Still, Toronto is over 50 per cent non-white. Those demographics are not at all reflected in the coverage of the Raptors, and the basketball beat is far more diverse than the NHL, MLB, CFL and MLS equivalents.
As Pacinthe Mattar wrote in a recent piece for The Walrus: “This setup often ends up placing the responsibility on the Only Ones in the Room to guarantee a spectrum of experiences and stories in news coverage and to point out where coverage misses the mark.”
Later in Mattar’s piece, she quotes Asmaa Malik, a professor at Ryerson University’s School of Journalism, expanding on the point: “There’s an idea in many Canadian newsrooms that, if you have one person who checks the box, then you’re covered.”
Grey may have a had a great question for Ujiri about the draft or free agency or the salary cap or his contract status or his Giants of Africa charity or about being reunited with his family after months away in the bubble.
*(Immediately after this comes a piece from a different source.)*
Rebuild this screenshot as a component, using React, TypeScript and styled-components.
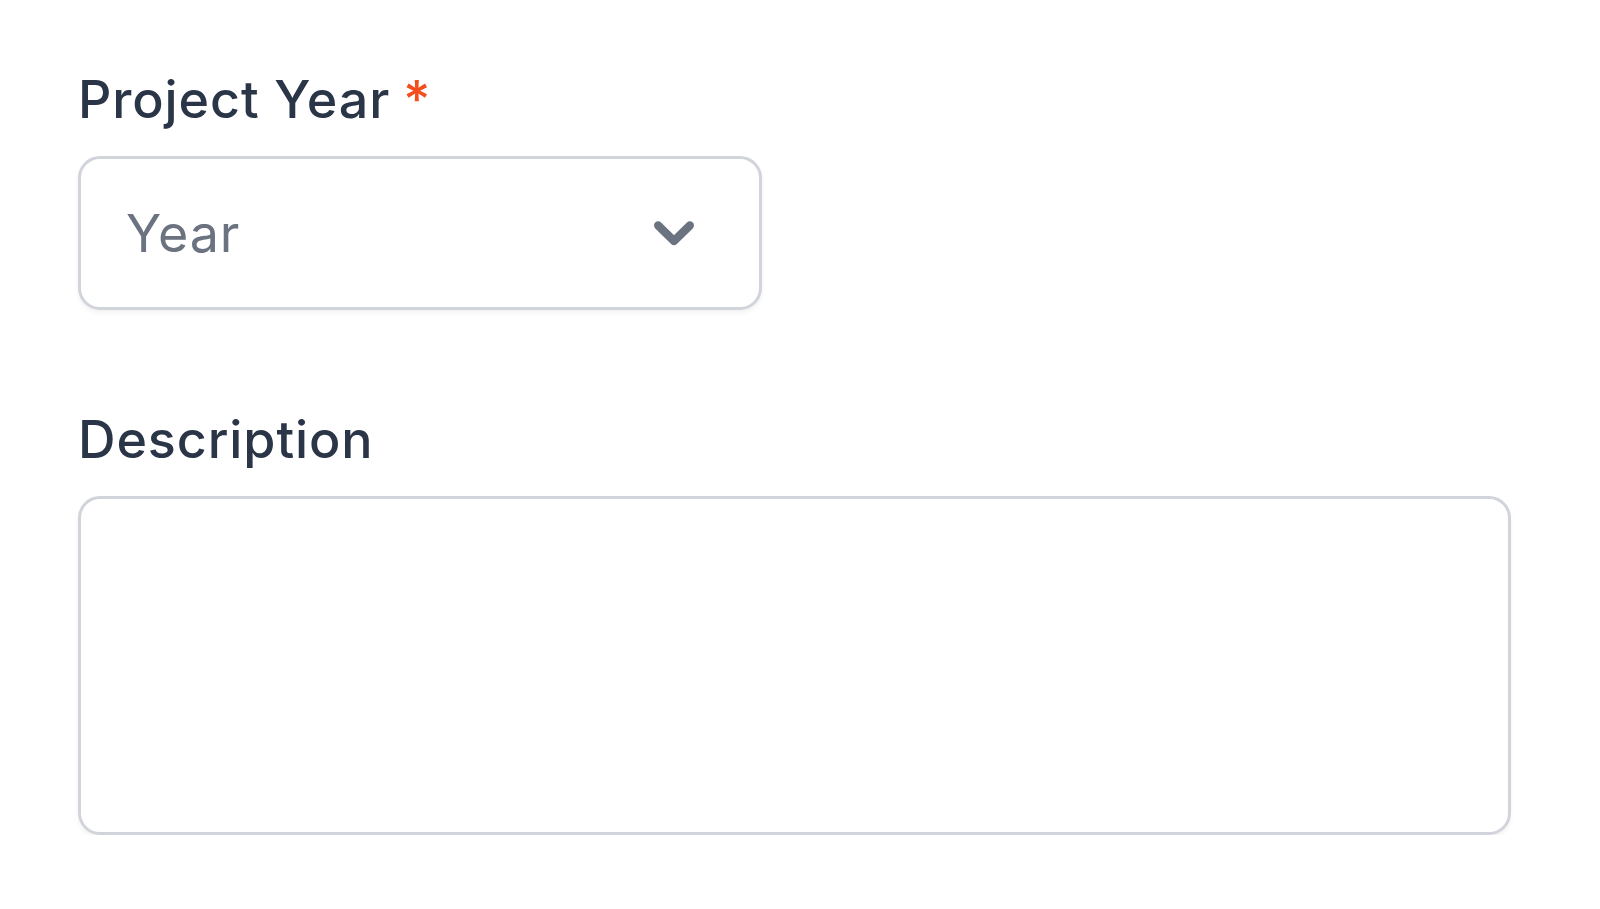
import { createGlobalStyle } from 'styled-components';
import styled from 'styled-components';

const GlobalStyle = createGlobalStyle`
  html, body {
    margin: 0;
    padding: 0;
    background: #ffffff;
    font-family: Inter, "Noto Sans", sans-serif;
  }
`;

const Page = styled.div`
  padding: 64px 89px 0 78px;
  display: flex;
  flex-direction: column;
  gap: 94px;
`;

const Field = styled.div`
  display: flex;
  flex-direction: column;
  gap: 21px;
`;

const Label = styled.label`
  font-size: 52px;
  line-height: 71px;
  font-weight: 500;
  letter-spacing: 0.9px;
  color: #2b3548;
`;

const Required = styled.span`
  color: #f24e1e;
  margin-left: 13px;
`;

const SelectWrap = styled.div`
  position: relative;
  width: 684px;
`;

const Select = styled.select`
  appearance: none;
  width: 100%;
  height: 154px;
  box-sizing: border-box;
  padding: 0 120px 0 45px;
  border: 3px solid #d1d5db;
  border-radius: 22px;
  background: #ffffff;
  box-shadow: 0 3px 4px rgba(0, 0, 0, 0.05);
  font-family: inherit;
  font-size: 52px;
  letter-spacing: 0.8px;
  color: #6b7280;
  outline: none;
`;

const Chevron = styled.svg`
  position: absolute;
  right: 52px;
  top: 50%;
  transform: translateY(-50%);
  width: 72px;
  height: 72px;
  color: #6b7280;
  pointer-events: none;
`;

const TextArea = styled.textarea<{ $height: number }>`
  display: block;
  width: 100%;
  height: ${p => p.$height}px;
  box-sizing: border-box;
  border: 3px solid #d1d5db;
  border-radius: 22px;
  box-shadow: 0 3px 4px rgba(0, 0, 0, 0.05);
  padding: 30px 45px;
  font-family: inherit;
  font-size: 52px;
  resize: none;
  outline: none;
`;

export default function App () {
  return (
    <>
      <GlobalStyle />
      <Page>
        <Field>
          <Label htmlFor="year">
            Project Year<Required>*</Required>
          </Label>
          <SelectWrap>
            <Select id="year" defaultValue="">
              <option value="" disabled>Year</option>
              <option value="2024">2024</option>
              <option value="2023">2023</option>
            </Select>
            <Chevron viewBox="0 0 20 20" fill="none" aria-hidden="true">
              <polyline
                points="5.6 7.9 10 12.2 14.4 7.9"
                stroke="currentColor"
                strokeWidth="2.3"
                strokeLinecap="round"
                strokeLinejoin="round"
              />
            </Chevron>
          </SelectWrap>
        </Field>
        <Field>
          <Label htmlFor="description">Description</Label>
          <TextArea id="description" $height={339} />
        </Field>
      </Page>
    </>
  );
}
Simmons’s question robbed her of the chance to ask it. The privilege of asking what you want to ask and reporting on what you want to report on is one so often denied to BIPOC media members because we always carry an unequal burden in insuring coverage is fair and balanced and, thus, more accurate.
The gun violence issue in Toronto is real and it has to improve. And so does the issue of media representation. For either of those goals to be accomplished, Black lives have to matter.
Neither are tasks that should be dropped on the desk of Masai Ujiri — he’s got a basketball team to run. But he’ll likely have a hand in healing both wounds because when you’re Black, just doing the job you’re hired for is never enough.